No dia 2 de abril de 1976, a Constituição foi aprovada por todos os partidos com representação parlamentar, com exceção do CDS, que discordava sobretudo do preâmbulo com a sua preferência por uma «sociedade socialista» .

Portugal entrou então no primeiro grande ciclo eleitoral do novo regime que mostrou o apoio da grande maioria à aposta num regime de democracia pluralista e representativa.

Apesar da instabilidade política, entre 1976 e 1979, a jovem democracia foi-se consolidando. Foram testadas várias soluções de governo, e assistiu-se a uma institucionalização do protesto social.

A vitória do centro-direita coligado na Aliança Democrática nas eleições intercalares de 1979 representou um marco histórico de alternância democrática pacífica.

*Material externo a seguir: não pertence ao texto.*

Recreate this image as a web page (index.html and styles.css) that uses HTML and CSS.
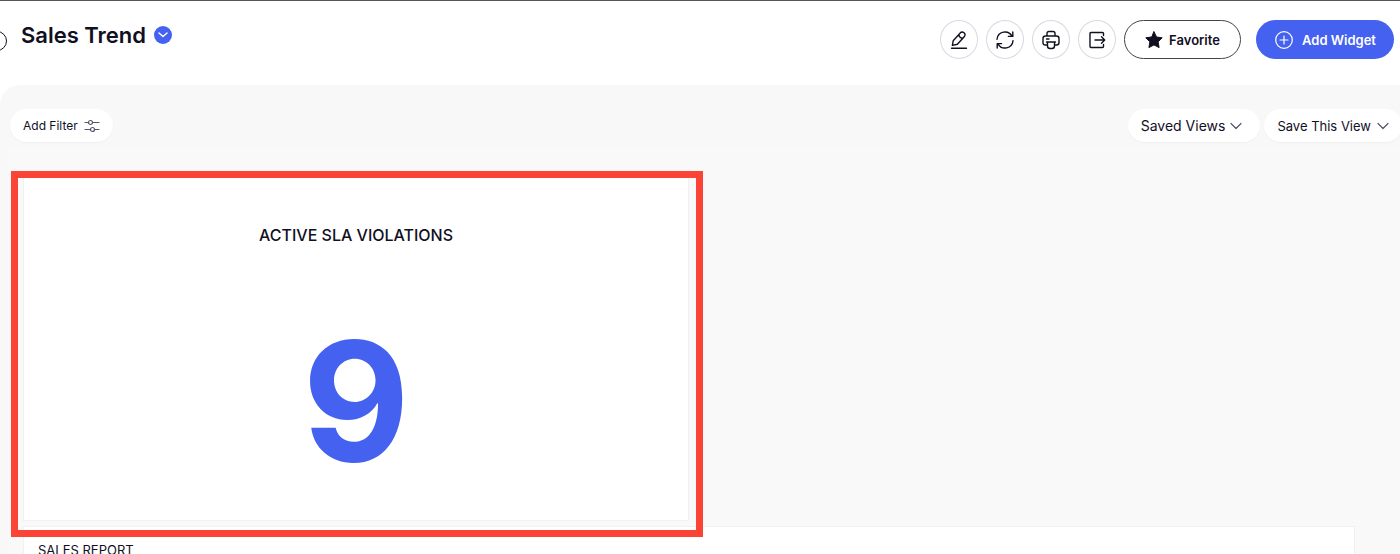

Na primavera de 1982, os partidos que constituíam a AD chegaram a um acordo com o Partido Socialista para rever a Constituição. Em agosto desse ano, 195 deputados num total de 250 aprovaram alterações que iriam pôr fim a qualquer forma de tutela militar. Em outubro de 1982 foi aprovada a Lei de Defesa Nacional e das Forças Armadas que atribuía ao governo a definição das linhas gerais da política de defesa, e estabelecia que a Assembleia da República e o governo passariam a ser responsáveis pela elaboração de legislação militar. Ficava assim garantido o regresso dos militares aos quartéis e a subordinação das armas, ao poder civil escolhido através das urnas.

Em janeiro de 1986, Portugal tornou-se membro de pleno direito da da Comunidade Económica Europeia (CEE) e dois meses depois, Mário Soares tomou posse como o primeiro Presidente da República civil desde o 28 de Maio de 1926.